What’s Your Cup of Tea?
How you make your tea has as much to do with the flavor and overall experience of the tea as the variety of tea you start with. And since this is “Tea Week” at Green-Lemonade, we wanted to start by giving a brief introduction to the most common varieties of tea and the best way to brew each.
Tea is a product of the Camellia sinensis plant and the variety of tea is determined by the level of processing it undergoes as described below. The most common varieties of tea, as outlined below, include black, green, oolong, white and herbal, but keep in mind that there are a number of different blends within each variety as well.
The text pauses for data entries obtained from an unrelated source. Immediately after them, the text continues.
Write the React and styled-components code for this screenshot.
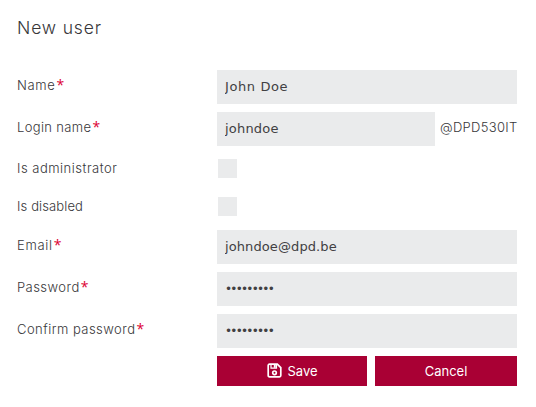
import React from "react";
import styled, { createGlobalStyle } from "styled-components";

const GlobalStyle = createGlobalStyle`
  * {
    box-sizing: border-box;
  }
  body {
    margin: 0;
    background: #ffffff;
    color: #38373a;
    font-family: Inter, "Open Sans", "Liberation Sans", sans-serif;
    font-size: 13px;
  }
`;

const Page = styled.main`
  width: 517px;
  padding: 16px 0 0 17px;
`;

const Title = styled.h1`
  margin: 0 0 30px;
  font-size: 17.5px;
  font-weight: 300;
  line-height: 24px;
  letter-spacing: 0.85px;
`;

const Form = styled.form`
  display: flex;
  flex-direction: column;
  gap: 8px;
`;

const Row = styled.div`
  display: grid;
  grid-template-columns: 200px 300px;
  height: ${props => (props.$compact ? 30 : 34)}px;
`;

const Label = styled.label`
  padding-top: ${props => (props.$compact ? 4 : 5)}px;
  font-size: 13px;
  font-weight: 300;
  line-height: 20px;
  letter-spacing: ${props => props.$spacing}px;
  white-space: nowrap;
`;

const Required = styled.span`
  margin-left: 1px;
  color: #dc0032;
  font-family: "Open Sans", sans-serif;
  font-size: 14px;
  font-weight: 400;
  line-height: 1;
  letter-spacing: 0;
`;

const FieldWrapper = styled.div`
  display: flex;
  gap: 5px;
`;

const Input = styled.input`
  flex: 1;
  min-width: 0;
  height: 34px;
  margin: 0;
  padding: 0 8px 1px;
  border: 0;
  border-radius: 0;
  outline: none;
  background: #eaebec;
  color: #414042;
  font-family: "DejaVu Sans", sans-serif;
  font-size: 13px;
  letter-spacing: ${props => props.$spacing || 0}px;
`;

const PasswordInput = styled(Input)`
  font-size: 12px;
  letter-spacing: -1.75px;
`;

const Suffix = styled.span`
  flex: none;
  width: 77px;
  padding-top: 5px;
  font-weight: 300;
  line-height: 20px;
  letter-spacing: 0.3px;
  white-space: nowrap;
`;

const Checkbox = styled.input`
  appearance: none;
  width: 19px;
  height: 19px;
  margin: 5px 0 0 1px;
  background: #eaebec;
`;

const Actions = styled.div`
  display: grid;
  grid-template-columns: 150px 142px;
  gap: 8px;
  margin-left: 200px;
`;

const Button = styled.button`
  display: flex;
  align-items: center;
  justify-content: center;
  gap: 5px;
  height: 30px;
  padding: 0 0 1px;
  border: 0;
  background: #a90034;
  color: #ffffff;
  font-family: inherit;
  font-size: 13px;
  letter-spacing: 0;
`;

const SaveButton = styled(Button)`
  padding-left: 1px;
`;

const SaveIcon = () => (
  <svg width="15" height="15" viewBox="0 0 15 15" fill="none" stroke="#ffffff">
    <path
      d="M2.5 1.2H10.3L13.8 4.7V12.5Q13.8 13.8 12.5 13.8H2.5Q1.2 13.8 1.2 12.5V2.5Q1.2 1.2 2.5 1.2Z"
      strokeWidth="1.7"
    />
    <path d="M4 1.5V5.2H9.5V1.5" strokeWidth="1.2" />
    <path d="M7.8 2V4.8" strokeWidth="2" />
    <circle cx="7.5" cy="9.8" r="1.8" strokeWidth="1.7" />
  </svg>
);

const FormRow = ({ id, label, spacing, required, compact, children }) => (
  <Row $compact={compact}>
    <Label htmlFor={id} $spacing={spacing} $compact={compact}>
      {label}
      {required && <Required>*</Required>}
    </Label>
    <FieldWrapper>{children}</FieldWrapper>
  </Row>
);

const App = () => (
  <>
    <GlobalStyle />
    <Page>
      <Title>New user</Title>
      <Form onSubmit={e => e.preventDefault()}>
        <FormRow id="name" label="Name" spacing={0.65} required>
          <Input id="name" defaultValue="John Doe" $spacing={0.6} />
        </FormRow>
        <FormRow id="login" label="Login name" spacing={0.35} required>
          <Input id="login" defaultValue="johndoe" $spacing={0.2} />
          <Suffix>@DPD530IT</Suffix>
        </FormRow>
        <FormRow id="admin" label="Is administrator" spacing={0.5} compact>
          <Checkbox id="admin" type="checkbox" />
        </FormRow>
        <FormRow id="disabled" label="Is disabled" spacing={0.12} compact>
          <Checkbox id="disabled" type="checkbox" />
        </FormRow>
        <FormRow id="email" label="Email" spacing={0.7} required>
          <Input id="email" defaultValue="johndoe@dpd.be" spellCheck="false" $spacing={0.1} />
        </FormRow>
        <FormRow id="password" label="Password" spacing={0.45} required>
          <PasswordInput id="password" type="password" defaultValue="password1" />
        </FormRow>
        <FormRow id="confirm" label="Confirm password" spacing={0.47} required>
          <PasswordInput id="confirm" type="password" defaultValue="password1" />
        </FormRow>
        <Actions>
          <SaveButton type="submit">
            <SaveIcon />
            Save
          </SaveButton>
          <Button type="button">Cancel</Button>
        </Actions>
      </Form>
    </Page>
  </>
);

export default App;
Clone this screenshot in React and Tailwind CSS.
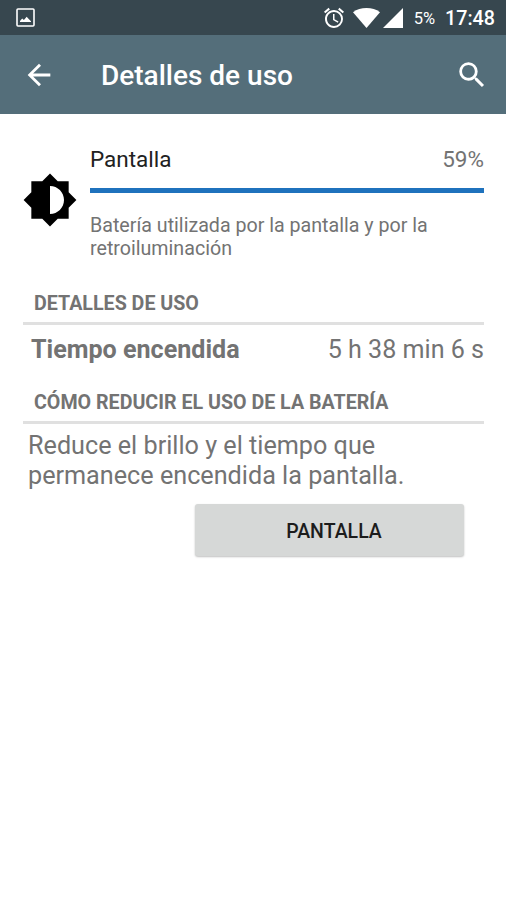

And before you brew your perfect cup, it’s important to note that while sometimes less convenient and more expensive, loose leaf tea is usually more flavorful and fresh than the bagged variety found in boxes at the grocery. Investing in a nice tea infuser, brew basket, or some paper filters will get you on your way to making the most of your tea.
Common Varieties of Tea:
Black Tea – Black tea requires the most processing, undergoing a full oxidation process that produces stronger more robust tea with the most caffeine content of all varieties. Some of the most common blends of black tea that you may have already tried include Earl Grey and English Breakfast. Black tea should be brewed using freshly boiled water (212 degrees) and steeped for 3-4 minutes.
Green Tea – Green tea known for its health benefits because of its high concentration of antioxidant power in the form of polyphenols. More delicate than black, green tea is dried, not “fermented,” and is often described as having a light, green, or even slightly grassy taste. Because of it’s delicate nature, when brewing green tea it’s important to note that the water should not reach a full boil (around 180 degrees) and it should only be steeped for about 1-2 minutes. For more scientific information about green tea check out this article.
Oolong Tea – Oolong tea falls somewhere in-between black and green teas on the oxidation scale. Oolong tea should be brewed using water heated to just below boiling and steeped for 2-3 minutes.
White Tea – White tea is the least processed of all tea. For white tea, the tea buds are plucked very early and then dried. This tea is therefore the most delicate and has a much lighter, slightly sweet, flavor without the “grassy” undertones of green tea. White tea should be brewed with water with a temperature at just below boiling and should be steeped for 2-3 minutes.
Herbal Tea – Not necessarily a true “tea” as I’ve listed here, herbal tea does not come from the leaves of the Camellia sinensis. Herbal tea is the result of an herbal infusion created by pouring boiling water over fresh or dried flowers, dried fruit or herbs and letting it steep for 5-7 minutes. As you can imagine, there are countless blends of herbal teas, check out this list or make your own.